In 1983, he moved to Cercle Brugge K.S.V.; however, Houwaart's aim was to become trainer of Club Brugge and one year later he moved there. He won his first trophies with this club, the Belgian Cup in 1986 and the Belgian Supercup the same year. He also won his first Championship as a coach in the 1987–88 season and the same season his team played in UEFA Cup and reached the semi-finals, when they were eliminated by RCD Espanyol in extra time.

He was fired in 1989 after bad results and he returned to his former club K.V. Kortrijk. He then moved to Greece to be the coach of Xanthi. After one year in Greece, he returned to Belgium and returned for two years to Cercle Brugge until 1993. His next team was K.R.C. Harelbeke, and he helped them to promote to the first division. He stayed there six years, from 1994 until 2000. After six years coaching K.R.C. Harelbeke, he went to K.A.A. Gent, but few months after, he was fired after a home defeat of the team in UEFA Cup by AFC Ajax.

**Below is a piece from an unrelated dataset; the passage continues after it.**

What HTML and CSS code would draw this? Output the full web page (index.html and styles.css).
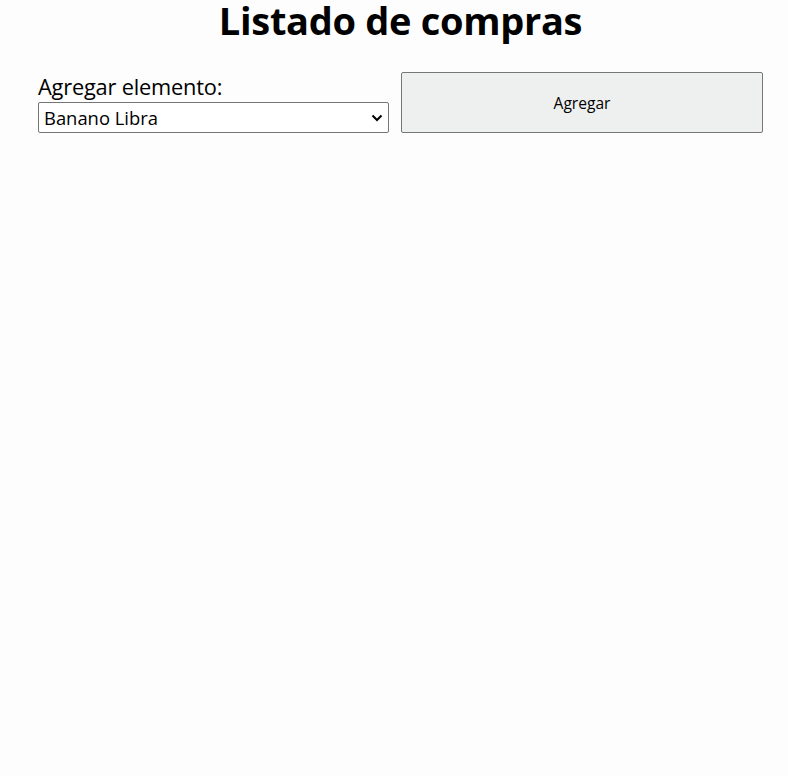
FILE: index.html
```html
<!DOCTYPE html>
<html lang="es">
<head>
<meta charset="utf-8">
<title>Listado de compras</title>
<link rel="stylesheet" href="styles.css">
</head>
<body>
<main class="app">
  <h1 class="title">Listado de compras</h1>
  <form class="add-form">
    <div class="field">
      <label class="field-label" for="item">Agregar elemento:</label>
      <div class="select-wrap">
        <select id="item" class="select">
          <option>Banano Libra</option>
        </select>
        <svg class="chev" width="12" height="8" viewBox="0 0 12 8"><path d="M1.5 1.5 L6 6 L10.5 1.5" fill="none" stroke="#000" stroke-width="2"/></svg>
      </div>
    </div>
    <button type="button" class="btn">Agregar</button>
  </form>
</main>
</body>
</html>
```
FILE: styles.css
```css
html, body {
  margin: 0;
  padding: 0;
  background: #fdfdfd;
}
body {
  font-family: "Open Sans", "Noto Sans", sans-serif;
  color: #000;
}
.app {
  padding: 0 25px 0 38px;
}
.title {
  margin: 0;
  padding-top: 0;
  text-align: center;
  font-size: 38px;
  font-weight: 700;
  line-height: 40px;
  letter-spacing: -0.3px;
}
.add-form {
  display: grid;
  grid-template-columns: 351px 362px;
  column-gap: 12px;
  margin-top: 32px;
  align-items: stretch;
}
.field {
  display: flex;
  flex-direction: column;
}
.field-label {
  font-size: 21.8px;
  line-height: 30px;
  letter-spacing: -0.2px;
}
.select-wrap {
  position: relative;
  height: 31px;
}
.select {
  appearance: none;
  -webkit-appearance: none;
  width: 100%;
  height: 31px;
  box-sizing: border-box;
  margin: 0;
  border: 1px solid #767676;
  border-radius: 2px;
  background: #fff;
  font-family: "Open Sans", "Noto Sans", sans-serif;
  font-size: 18.4px;
  padding: 0 0 0 5px;
  color: #000;
}
.chev {
  position: absolute;
  right: 6px;
  top: 12px;
  pointer-events: none;
}
.btn {
  box-sizing: border-box;
  height: 61px;
  margin: 0;
  border: 1px solid #767676;
  border-radius: 2px;
  background: #eef0f0;
  font-family: "Open Sans", "Noto Sans", sans-serif;
  font-size: 15.6px;
  color: #000;
  padding: 0;
}
```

For the second time in his career he left Belgium, this time he moved to Cyprus in November 2000 and became coach of Omonia Nicosia. Despite that Omonia was the most successful team in Cyprus, they had not won the Cypriot First Division in eight years. Omonia were seven points behind Anorthosis Famagusta, who were champions the previous four years and another year seemed lost for Omonia. After Houwaart's departure, Omonia performance changed rapidly and they won the championship after 8 years and a few months later they won the Cyprus Super Cup. After a bad beginning in the 2001–02 season, Houwaart quit as coach and went back to Belgium and to Royal Antwerp for the remaining season. He coached Sporting West Ingelmunster-Harelbeke in 2002–03.

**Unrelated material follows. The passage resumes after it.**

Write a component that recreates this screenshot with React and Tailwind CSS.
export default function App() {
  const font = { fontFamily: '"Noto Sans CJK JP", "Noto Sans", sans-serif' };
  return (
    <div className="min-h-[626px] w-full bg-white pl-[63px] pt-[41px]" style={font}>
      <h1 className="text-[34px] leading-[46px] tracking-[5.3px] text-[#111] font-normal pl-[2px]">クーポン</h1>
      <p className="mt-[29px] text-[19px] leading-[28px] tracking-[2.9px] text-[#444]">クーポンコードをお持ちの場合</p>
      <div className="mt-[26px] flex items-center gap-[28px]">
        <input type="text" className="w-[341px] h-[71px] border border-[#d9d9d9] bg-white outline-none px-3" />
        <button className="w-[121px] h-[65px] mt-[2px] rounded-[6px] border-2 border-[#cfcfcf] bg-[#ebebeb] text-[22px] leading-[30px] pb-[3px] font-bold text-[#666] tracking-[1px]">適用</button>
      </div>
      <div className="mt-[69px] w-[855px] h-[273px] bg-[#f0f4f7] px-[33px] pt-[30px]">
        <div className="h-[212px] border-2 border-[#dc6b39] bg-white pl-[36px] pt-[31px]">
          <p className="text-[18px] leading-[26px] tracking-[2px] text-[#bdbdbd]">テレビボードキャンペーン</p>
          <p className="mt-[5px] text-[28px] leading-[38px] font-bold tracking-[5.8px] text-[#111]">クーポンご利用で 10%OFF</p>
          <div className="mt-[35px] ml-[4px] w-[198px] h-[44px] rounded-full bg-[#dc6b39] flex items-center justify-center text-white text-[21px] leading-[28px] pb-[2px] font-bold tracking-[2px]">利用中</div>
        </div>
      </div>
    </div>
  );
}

He moved to Cyprus again, this time for AEL Limassol during the middle of the season 2003–04. Since the day he began coaching AEL Limassol, his team was unbeaten and reached the Cypriot Cup final. The unbeaten record ended in that final against AEK Larnaca, when his team lost 2–1. Six months later, he returned to his first Cypriot team, AC Omonia and won the Cypriot Cup after beating Digenis Morphou in the final 2–0. A few months later, they won the Cyprus Super Cup again. In the Super Cup, Omonia beat Anorthosis Famagusta 5–4 on penal ties after a 2–2 result. The 2005–06, Omonia was contenter for the Championship title, however the team performed badly and he resigned again from Omonia. Since then, he moved to Sint-Truidense V.V. in February 2006, where he saved them from relegation. He is now Head Coach from Belgian lower division team Royal Knokke F.C.